Schedule weekly, 30 minute, 1:1 feedback with each team member (less frequent or shorter if your team is larger than 8). Focus on how they feel, what’s working well and what could be even better. In return, be transparent on these issues to them

7. Finally, let go

When I look back at some of the great teams I have led, the things I am most proud of are not actually the amazing amounts of shareholder value we created, the nudges to public policy to move it in the right direction, or the countless times we could say that time proved us right in the end, even if senior management was too male, pale and stale to take the right decisions at the time. Instead, they are the subsequent career steps taken by team members. In some cases these moves were within the organisation we were working in, but in many they were beyond its boundaries. I am extremely proud that the experience of being a member of those teams changed someone’s life in a meaningful way, and they went on to bigger, more rewarding, or just more enjoyable roles. Great leaders ultimately are great not just for the organisations or teams, but also the individuals within them – those interests will not always coincide. Once, and only once, you are known for putting your team members first, you will have a team that will give you their very best.
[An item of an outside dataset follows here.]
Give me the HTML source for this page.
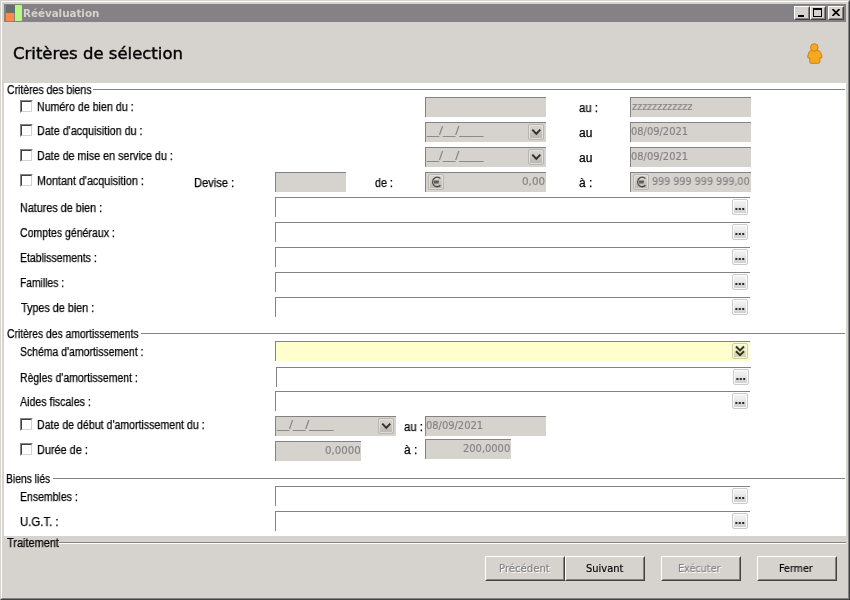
<!DOCTYPE html>
<html><head><meta charset="utf-8"><title>Réévaluation</title>
<style>
*{box-sizing:border-box;margin:0;padding:0}
html,body{width:850px;height:600px;overflow:hidden;background:#d6d3ce}
body{position:relative;font-family:"Liberation Sans",sans-serif;font-size:11px;color:#000}
.a{position:absolute}
.t{position:absolute;white-space:nowrap;transform-origin:0 0;will-change:transform}
.m{font:12px/14px 'Liberation Sans',sans-serif}
.h{font:11px/13px 'DejaVu Sans Condensed','Liberation Sans',sans-serif}
.hb{font:bold 11px/13px 'DejaVu Sans Condensed','Liberation Sans',sans-serif}
.T{font:16.5px/20px 'DejaVu Sans','Liberation Sans',sans-serif}
.m{-webkit-text-stroke:.25px currentColor}
.T{-webkit-text-stroke:.4px currentColor}
.h{-webkit-text-stroke:.15px currentColor}

.f{position:absolute;height:20px;border:0 solid #848284;border-width:1px 0 0 1px;background:#d6d3ce}
.w{background:#fff}
.y{background:#ffffce}
.cb{position:absolute;width:13px;height:13px;background:#fff;border:1px solid #848284;border-right-color:#fff;border-bottom-color:#fff}
.cb:after{content:"";position:absolute;left:0;top:0;right:0;bottom:0;border:1px solid #424142;border-right-color:#d6d3ce;border-bottom-color:#d6d3ce}
.db{position:absolute;width:16px;height:16px;border-radius:2px;border:1px solid #cbcbcb;background:linear-gradient(#f5f5f5 0%,#ebebeb 40%,#dadada 65%,#cecece 100%);box-shadow:inset 0 0 0 1px rgba(255,255,255,.9)}
.f:not(.w) .db{border-color:#b9b6af;background:linear-gradient(#d9d6d1 0%,#cfccc6 40%,#c3c0b9 65%,#bab7b0 100%);box-shadow:inset 0 0 0 1px rgba(232,230,225,.75)}
.f.y .db{border-color:#cfcf9f;background:linear-gradient(#f6f6d2 0%,#ecebc8 45%,#dddcbb 55%,#d2d1b2 100%);box-shadow:inset 0 0 0 1px rgba(255,255,235,.85)}
.db svg{position:absolute;left:-1px;top:-1px}
.hl{position:absolute;height:1px;background:#848284}
.btn{position:absolute;width:80px;height:25px;top:556px;background:#d6d3ce;border:1px solid #fff;border-right-color:#424142;border-bottom-color:#424142}
.btn:after{content:"";position:absolute;left:0;top:0;right:0;bottom:0;border:1px solid #d6d3ce;border-right-color:#848284;border-bottom-color:#848284}
.tb{position:absolute;top:6px;width:16px;height:14px;background:#d6d3ce;border:1px solid #fff;border-right-color:#424142;border-bottom-color:#424142}
.tb:after{content:"";position:absolute;left:0;top:0;right:0;bottom:0;border:1px solid #d6d3ce;border-right-color:#848284;border-bottom-color:#848284}
</style></head><body>
<svg width="0" height="0" style="position:absolute"><defs>
<g id="dots"><rect x="3.4" y="9" width="2" height="2" fill="#2a2a2a"/><rect x="6.8" y="9" width="2" height="2" fill="#2a2a2a"/><rect x="10.2" y="9" width="2" height="2" fill="#2a2a2a"/></g>
<path id="chev" d="M4.3 5.6L8.3 9.9L12.3 5.600" fill="none" stroke="#2e2e2e" stroke-width="1.9"/>
<g id="chev2" fill="none" stroke="#33331c" stroke-width="1.9"><path d="M4 3.500L8 7.400L12 3.500"/><path d="M4 8.300L8 12.200L12 8.300"/></g>
<g id="euro" fill="none"><path d="M12.400 4.600A4.500 4.800 0 1 0 12.400 11.300" stroke="#454545" stroke-width="1.300"/><path d="M5.800 7.200H11M5.800 8.800H10.700" stroke="#5c5c5c" stroke-width="1.400"/></g>
</defs></svg>
<!-- frame -->
<div class="a" style="left:0;top:0;width:850px;height:600px;border:1px solid #d6d3ce;border-right-color:#424142;border-bottom-color:#424142"></div>
<div class="a" style="left:1px;top:1px;width:848px;height:598px;border:1px solid #fff;border-right-color:#848284;border-bottom-color:#848284"></div>
<!-- title bar -->
<div class="a" style="left:4px;top:4px;width:842px;height:18px;background:#848284"></div>
<div class="a" style="left:6px;top:5px;width:9px;height:8px;background:#6b6e6a"></div>
<div class="a" style="left:6px;top:13px;width:8px;height:8px;background:#fa8a4c"></div>
<div class="a" style="left:15px;top:5px;width:7px;height:16px;background:#b4f984"></div>
<div class="tb" style="left:794px"><div class="a" style="left:3px;top:8px;width:6px;height:2px;background:#000"></div></div>
<div class="tb" style="left:810px"><div class="a" style="left:2px;top:1px;width:9px;height:9px;border:1px solid #000;border-top-width:2px"></div></div>
<div class="tb" style="left:828px"><svg class="a" style="left:3px;top:2px" width="8" height="7" viewBox="0 0 8 7"><path d="M0.5 0L7.5 7M7.5 0L0.5 7" stroke="#000" stroke-width="1.6" fill="none"/></svg></div>
<!-- header icon -->
<svg class="a" style="left:806px;top:42px" width="18" height="23" viewBox="0 0 18 23"><g fill="#f7a81f" stroke="#c9821c" stroke-width="1"><path d="M5.500 8.500 L11.500 8.500 Q14 8.600 14.600 10.500 L16 14.500 L15.500 16 L13.800 15.800 L13.800 20 Q13.800 21.300 12.500 21.300 L5 21.300 Q3.800 21.300 3.800 20 L3.800 15.800 L2 16 L1.600 14.500 L2.800 10.500 Q3.300 8.600 5.500 8.500 Z"/><circle cx="8.300" cy="5.500" r="3.800"/></g></svg>
<!-- white panel -->
<div class="a w" style="left:4px;top:83px;width:842px;height:453px"></div>
<!-- separators -->
<div class="hl" style="left:93px;top:89px;width:752px"></div>
<div class="hl" style="left:141px;top:333px;width:704px"></div>
<div class="hl" style="left:53px;top:478px;width:792px"></div>
<div class="hl" style="left:59px;top:542px;width:787px"></div>
<div class="hl" style="left:59px;top:543px;width:787px;background:#fff"></div>
<!-- checkboxes -->
<div class="cb" style="left:20px;top:100px"></div>
<div class="cb" style="left:20px;top:124px"></div>
<div class="cb" style="left:20px;top:149px"></div>
<div class="cb" style="left:20px;top:174px"></div>
<div class="cb" style="left:20px;top:418px"></div>
<div class="cb" style="left:20px;top:443px"></div>
<!-- fields group 1 -->
<div class="f" style="left:425px;top:97px;width:121px"></div>
<div class="f" style="left:425px;top:122px;width:121px"><div class="db" style="left:102px;top:1px"><svg width="16" height="16"><use href="#chev"/></svg></div></div>
<div class="f" style="left:425px;top:147px;width:121px"><div class="db" style="left:102px;top:1px"><svg width="16" height="16"><use href="#chev"/></svg></div></div>
<div class="f" style="left:275px;top:172px;width:71px"></div>
<div class="f" style="left:425px;top:172px;width:121px"><div class="db" style="left:2px;top:1px"><svg width="16" height="16"><use href="#euro"/></svg></div></div>
<div class="f" style="left:630px;top:97px;width:121px"></div>
<div class="f" style="left:630px;top:122px;width:121px"></div>
<div class="f" style="left:630px;top:147px;width:121px"></div>
<div class="f" style="left:630px;top:172px;width:121px"><div class="db" style="left:2px;top:1px"><svg width="16" height="16"><use href="#euro"/></svg></div></div>
<div class="f w" style="left:275px;top:197px;width:475px"><div class="db" style="left:456px;top:1px"><svg width="16" height="16"><use href="#dots"/></svg></div></div>
<div class="f w" style="left:275px;top:222px;width:475px"><div class="db" style="left:456px;top:1px"><svg width="16" height="16"><use href="#dots"/></svg></div></div>
<div class="f w" style="left:275px;top:247px;width:475px"><div class="db" style="left:456px;top:1px"><svg width="16" height="16"><use href="#dots"/></svg></div></div>
<div class="f w" style="left:275px;top:272px;width:475px"><div class="db" style="left:456px;top:1px"><svg width="16" height="16"><use href="#dots"/></svg></div></div>
<div class="f w" style="left:275px;top:297px;width:475px"><div class="db" style="left:456px;top:1px"><svg width="16" height="16"><use href="#dots"/></svg></div></div>
<!-- fields group 2 -->
<div class="f y" style="left:275px;top:341px;width:475px"><div class="db" style="left:456px;top:1px"><svg width="16" height="16"><use href="#chev2"/></svg></div></div>
<div class="f w" style="left:276px;top:367px;width:475px"><div class="db" style="left:456px;top:1px"><svg width="16" height="16"><use href="#dots"/></svg></div></div>
<div class="f w" style="left:275px;top:391px;width:475px"><div class="db" style="left:456px;top:1px"><svg width="16" height="16"><use href="#dots"/></svg></div></div>
<div class="f" style="left:275px;top:416px;width:121px"><div class="db" style="left:102px;top:1px"><svg width="16" height="16"><use href="#chev"/></svg></div></div>
<div class="f" style="left:275px;top:441px;width:86px"></div>
<div class="f" style="left:425px;top:416px;width:121px"></div>
<div class="f" style="left:425px;top:439px;width:86px"></div>
<!-- fields group 3 -->
<div class="f w" style="left:275px;top:486px;width:475px"><div class="db" style="left:456px;top:1px"><svg width="16" height="16"><use href="#dots"/></svg></div></div>
<div class="f w" style="left:275px;top:511px;width:475px"><div class="db" style="left:456px;top:1px"><svg width="16" height="16"><use href="#dots"/></svg></div></div>
<!-- buttons -->
<div class="btn" style="left:485px"></div>
<div class="btn" style="left:565px"></div>
<div class="btn" style="left:661px"></div>
<div class="btn" style="left:757px"></div>
<!-- texts -->
<div class="t hb" style="left:22.96px;top:7px;transform:scaleX(1.0417);color:#d6d3ce">Réévaluation</div>
<div class="t T" style="left:13.00px;top:44px;transform:scaleX(1.0000)">Critères de sélection</div>
<div class="t m" style="left:7.13px;top:83px;transform:scaleX(0.8737)">Critères des biens</div>
<div class="t m" style="left:37.11px;top:100px;transform:scaleX(0.8879)">Numéro de bien du :</div>
<div class="t m" style="left:37.10px;top:124px;transform:scaleX(0.8966)">Date d'acquisition du :</div>
<div class="t m" style="left:37.11px;top:149px;transform:scaleX(0.8933)">Date de mise en service du :</div>
<div class="t m" style="left:37.10px;top:174px;transform:scaleX(0.8974)">Montant d'acquisition :</div>
<div class="t m" style="left:194.07px;top:176px;transform:scaleX(0.9268)">Devise :</div>
<div class="t m" style="left:375.00px;top:176px;transform:scaleX(0.8947)">de :</div>
<div class="t m" style="left:579.06px;top:101px;transform:scaleX(0.9444)">au :</div>
<div class="t m" style="left:579.00px;top:126px;transform:scaleX(1.0000)">au</div>
<div class="t m" style="left:579.00px;top:151px;transform:scaleX(1.0000)">au</div>
<div class="t m" style="left:579.00px;top:176px;transform:scaleX(1.0000)">à :</div>
<div class="t m" style="left:20.10px;top:201px;transform:scaleX(0.8989)">Natures de bien :</div>
<div class="t m" style="left:20.12px;top:226px;transform:scaleX(0.8774)">Comptes généraux :</div>
<div class="t m" style="left:20.13px;top:251px;transform:scaleX(0.8721)">Etablissements :</div>
<div class="t m" style="left:20.14px;top:276px;transform:scaleX(0.8571)">Familles :</div>
<div class="t m" style="left:21.00px;top:301px;transform:scaleX(0.9000)">Types de bien :</div>
<div class="t m" style="left:7.14px;top:327px;transform:scaleX(0.8609)">Critères des amortissements</div>
<div class="t m" style="left:20.13px;top:345px;transform:scaleX(0.8714)">Schéma d'amortissement :</div>
<div class="t m" style="left:20.13px;top:371px;transform:scaleX(0.8722)">Règles d'amortissement :</div>
<div class="t m" style="left:20.00px;top:395px;transform:scaleX(0.8861)">Aides fiscales :</div>
<div class="t m" style="left:37.12px;top:418px;transform:scaleX(0.8830)">Date de début d'amortissement du :</div>
<div class="t m" style="left:37.09px;top:443px;transform:scaleX(0.9074)">Durée de :</div>
<div class="t m" style="left:404.06px;top:420px;transform:scaleX(0.9444)">au :</div>
<div class="t m" style="left:404.00px;top:443px;transform:scaleX(1.0000)">à :</div>
<div class="t m" style="left:6.14px;top:472px;transform:scaleX(0.8600)">Biens liés</div>
<div class="t m" style="left:20.12px;top:490px;transform:scaleX(0.8750)">Ensembles :</div>
<div class="t m" style="left:20.05px;top:515px;transform:scaleX(0.9487)">U.G.T. :</div>
<div class="t m" style="left:7.00px;top:536px;transform:scaleX(0.9123)">Traitement</div>
<div class="t h" style="left:632.00px;top:100px;transform:scaleX(0.9677);color:#848284">zzzzzzzzzzzz</div>
<div class="t h" style="left:631.00px;top:125px;transform:scaleX(1.0000);color:#848284">08/09/2021</div>
<div class="t h" style="left:631.00px;top:150px;transform:scaleX(1.0000);color:#848284">08/09/2021</div>
<div class="t h" style="left:652.03px;top:175px;transform:scaleX(0.9697);color:#848284">999 999 999 999,00</div>
<div class="t h" style="left:521.95px;top:175px;transform:scaleX(1.0476);color:#848284">0,00</div>
<div class="t h" style="left:427.00px;top:124px;transform:scaleX(1.2174);color:#848284">__/__/____</div>
<div class="t h" style="left:427.00px;top:149px;transform:scaleX(1.2174);color:#848284">__/__/____</div>
<div class="t h" style="left:277.00px;top:418px;transform:scaleX(1.2174);color:#848284">__/__/____</div>
<div class="t h" style="left:426.00px;top:419px;transform:scaleX(1.0000);color:#848284">08/09/2021</div>
<div class="t h" style="left:324.97px;top:444px;transform:scaleX(1.0303);color:#848284">0,0000</div>
<div class="t h" style="left:463.00px;top:442px;transform:scaleX(1.0000);color:#848284">200,0000</div>
<div class="t h" style="left:498.98px;top:562px;transform:scaleX(1.0208);color:#848284;text-shadow:1px 1px 0 #fff">Précédent</div>
<div class="t h" style="left:586.00px;top:562px;transform:scaleX(1.0000)">Suivant</div>
<div class="t h" style="left:678.02px;top:562px;transform:scaleX(0.9767);color:#848284;text-shadow:1px 1px 0 #fff">Exécuter</div>
<div class="t h" style="left:779.03px;top:562px;transform:scaleX(0.9706)">Fermer</div>
</body></html>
Plan to let go. Don’t focus career/development chats on opportunities just within the organisation. Challenge team members to open up about their aspirations, and help them identify the development experiences they need to succeed. Do this from their first day – seek to understand where they wish to end up and how you and the team can help

If you buy all this, how can you put it into practice? I suggest you translate these principles into simple rules, diarise those in Outlook (or whatever system you use to manage your time), and try your hardest to stick to them (perhaps engage others to feed back how successful you are?)